WHAT TO PRODUCE:
Transcribe the listing in full, excluding any pictures.

GIVEN MATERIAL:

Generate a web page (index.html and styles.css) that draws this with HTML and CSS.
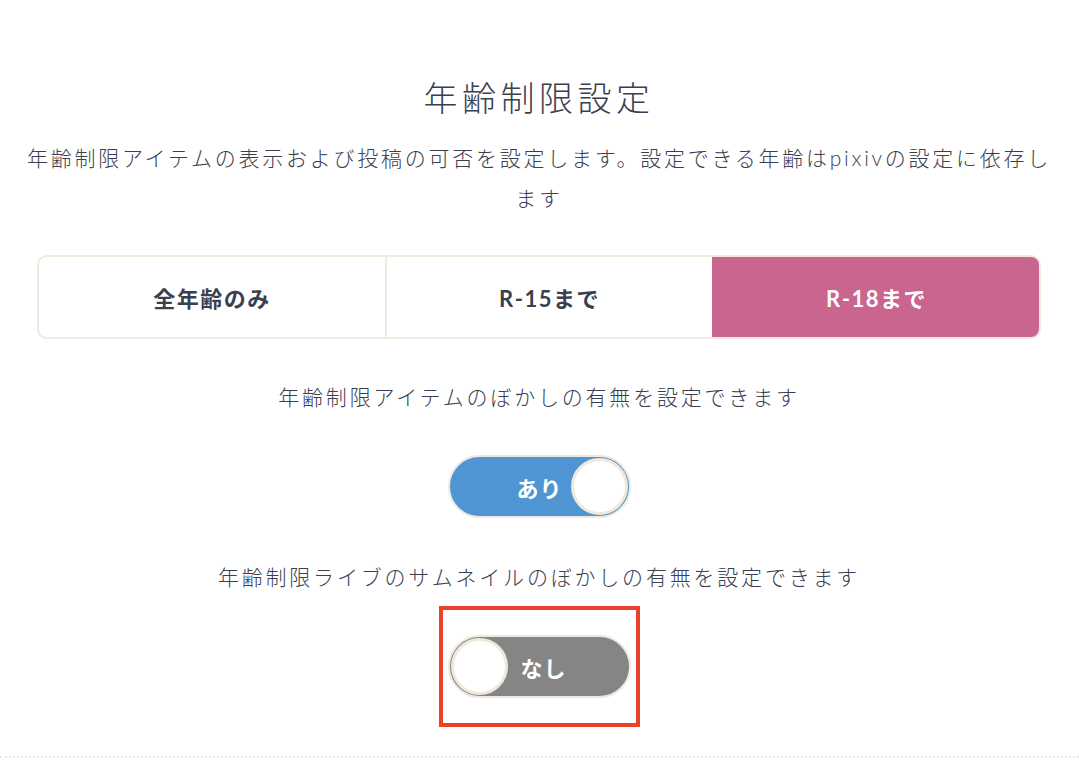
FILE: index.html
```html
<!DOCTYPE html>
<html lang="ja">
<head>
<meta charset="utf-8">
<link rel="stylesheet" href="styles.css">
</head>
<body>
<section class="settings">
  <h1 class="title">年齢制限設定</h1>
  <p class="desc">年齢制限アイテムの表示および投稿の可否を設定します。設定できる年齢はpixivの設定に依存します</p>
  <div class="segments">
    <div class="seg seg-all">全年齢のみ</div>
    <div class="seg seg-r15">R-15まで</div>
    <div class="seg seg-r18 active">R-18まで</div>
  </div>
  <p class="label">年齢制限アイテムのぼかしの有無を設定できます</p>
  <div class="toggle-row">
    <div class="toggle on"><span class="toggle-text">あり</span><span class="knob"></span></div>
  </div>
  <p class="label label-2">年齢制限ライブのサムネイルのぼかしの有無を設定できます</p>
  <div class="toggle-row">
    <div class="highlight">
      <div class="toggle off"><span class="knob"></span><span class="toggle-text">なし</span></div>
    </div>
  </div>
  <div class="divider"></div>
</section>
</body>
</html>
```
FILE: styles.css
```css
html, body {
  margin: 0;
  padding: 0;
  background: #ffffff;
}
body {
  font-family: "Lato", "Noto Sans CJK JP", sans-serif;
  color: #3b4050;
}
.settings {
  padding: 74px 38px 0 37px;
  display: flex;
  flex-direction: column;
  align-items: stretch;
}
.title {
  margin: 0;
  text-align: center;
  font-size: 34px;
  font-weight: 300;
  letter-spacing: 4.5px;
  line-height: 48px;
  color: #3b4050;
}
.desc {
  margin: 16px -20px 0 -20px;
  text-align: center;
  font-size: 21px;
  font-weight: 300;
  letter-spacing: 2.75px;
  line-height: 40px;
}
.segments {
  margin-top: 37px;
  display: flex;
  height: 84px;
  box-sizing: border-box;
  border: 2px solid #f1eadf;
  border-radius: 10px;
  overflow: hidden;
}
.seg {
  display: flex;
  align-items: center;
  justify-content: center;
  font-size: 22px;
  font-weight: 700;
  letter-spacing: 1.5px;
  color: #3b4050;
}
.seg-all { width: 346px; border-right: 2px solid #f1eadf; }
.seg-r15 { width: 325px; }
.seg-r18 { flex: 1; }
.seg.active {
  background: #c9658e;
  color: #ffffff;
  margin: -2px -2px -2px 0;
}
.label {
  margin: 38px 0 0 0;
  text-align: center;
  font-size: 21px;
  font-weight: 300;
  letter-spacing: 2.8px;
  line-height: 40px;
}
.label-2 {
  margin-top: 39px;
}
.toggle-row {
  display: flex;
  justify-content: center;
  margin-top: 38px;
}
.label-2 + .toggle-row {
  margin-top: 9px;
}
.toggle {
  width: 183px;
  height: 63px;
  box-sizing: border-box;
  border: 2px solid #efe8dc;
  border-radius: 32px;
  display: flex;
  align-items: center;
  padding: 0 1px;
}
.toggle.on {
  background: #4f95d3;
  justify-content: flex-end;
}
.toggle.off {
  background: #858585;
  justify-content: flex-start;
}
.toggle-text {
  color: #ffffff;
  font-size: 22px;
  font-weight: 700;
  letter-spacing: 1px;
}
.toggle.on .toggle-text { margin-right: 8px; }
.toggle.off .toggle-text { margin-left: 13px; }
.knob {
  width: 57px;
  height: 57px;
  box-sizing: border-box;
  border-radius: 50%;
  background: #ffffff;
  border: 3px solid #efe8dc;
}
.highlight {
  border: 4px solid #e8432a;
  padding: 25px 5px;
}
.divider {
  margin: 29px -38px 0 -37px;
  border-top: 2px dotted #efe8dc;
}
```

TASK OUTPUT:
Generate a web page (index.html and styles.css) that draws this with HTML and CSS.
FILE: index.html
```html
<!DOCTYPE html>
<html lang="ja">
<head>
<meta charset="utf-8">
<link rel="stylesheet" href="styles.css">
</head>
<body>
<section class="settings">
  <h1 class="title">年齢制限設定</h1>
  <p class="desc">年齢制限アイテムの表示および投稿の可否を設定します。設定できる年齢はpixivの設定に依存します</p>
  <div class="segments">
    <div class="seg seg-all">全年齢のみ</div>
    <div class="seg seg-r15">R-15まで</div>
    <div class="seg seg-r18 active">R-18まで</div>
  </div>
  <p class="label">年齢制限アイテムのぼかしの有無を設定できます</p>
  <div class="toggle-row">
    <div class="toggle on"><span class="toggle-text">あり</span><span class="knob"></span></div>
  </div>
  <p class="label label-2">年齢制限ライブのサムネイルのぼかしの有無を設定できます</p>
  <div class="toggle-row">
    <div class="highlight">
      <div class="toggle off"><span class="knob"></span><span class="toggle-text">なし</span></div>
    </div>
  </div>
  <div class="divider"></div>
</section>
</body>
</html>
```
FILE: styles.css
```css
html, body {
  margin: 0;
  padding: 0;
  background: #ffffff;
}
body {
  font-family: "Lato", "Noto Sans CJK JP", sans-serif;
  color: #3b4050;
}
.settings {
  padding: 74px 38px 0 37px;
  display: flex;
  flex-direction: column;
  align-items: stretch;
}
.title {
  margin: 0;
  text-align: center;
  font-size: 34px;
  font-weight: 300;
  letter-spacing: 4.5px;
  line-height: 48px;
  color: #3b4050;
}
.desc {
  margin: 16px -20px 0 -20px;
  text-align: center;
  font-size: 21px;
  font-weight: 300;
  letter-spacing: 2.75px;
  line-height: 40px;
}
.segments {
  margin-top: 37px;
  display: flex;
  height: 84px;
  box-sizing: border-box;
  border: 2px solid #f1eadf;
  border-radius: 10px;
  overflow: hidden;
}
.seg {
  display: flex;
  align-items: center;
  justify-content: center;
  font-size: 22px;
  font-weight: 700;
  letter-spacing: 1.5px;
  color: #3b4050;
}
.seg-all { width: 346px; border-right: 2px solid #f1eadf; }
.seg-r15 { width: 325px; }
.seg-r18 { flex: 1; }
.seg.active {
  background: #c9658e;
  color: #ffffff;
  margin: -2px -2px -2px 0;
}
.label {
  margin: 38px 0 0 0;
  text-align: center;
  font-size: 21px;
  font-weight: 300;
  letter-spacing: 2.8px;
  line-height: 40px;
}
.label-2 {
  margin-top: 39px;
}
.toggle-row {
  display: flex;
  justify-content: center;
  margin-top: 38px;
}
.label-2 + .toggle-row {
  margin-top: 9px;
}
.toggle {
  width: 183px;
  height: 63px;
  box-sizing: border-box;
  border: 2px solid #efe8dc;
  border-radius: 32px;
  display: flex;
  align-items: center;
  padding: 0 1px;
}
.toggle.on {
  background: #4f95d3;
  justify-content: flex-end;
}
.toggle.off {
  background: #858585;
  justify-content: flex-start;
}
.toggle-text {
  color: #ffffff;
  font-size: 22px;
  font-weight: 700;
  letter-spacing: 1px;
}
.toggle.on .toggle-text { margin-right: 8px; }
.toggle.off .toggle-text { margin-left: 13px; }
.knob {
  width: 57px;
  height: 57px;
  box-sizing: border-box;
  border-radius: 50%;
  background: #ffffff;
  border: 3px solid #efe8dc;
}
.highlight {
  border: 4px solid #e8432a;
  padding: 25px 5px;
}
.divider {
  margin: 29px -38px 0 -37px;
  border-top: 2px dotted #efe8dc;
}
```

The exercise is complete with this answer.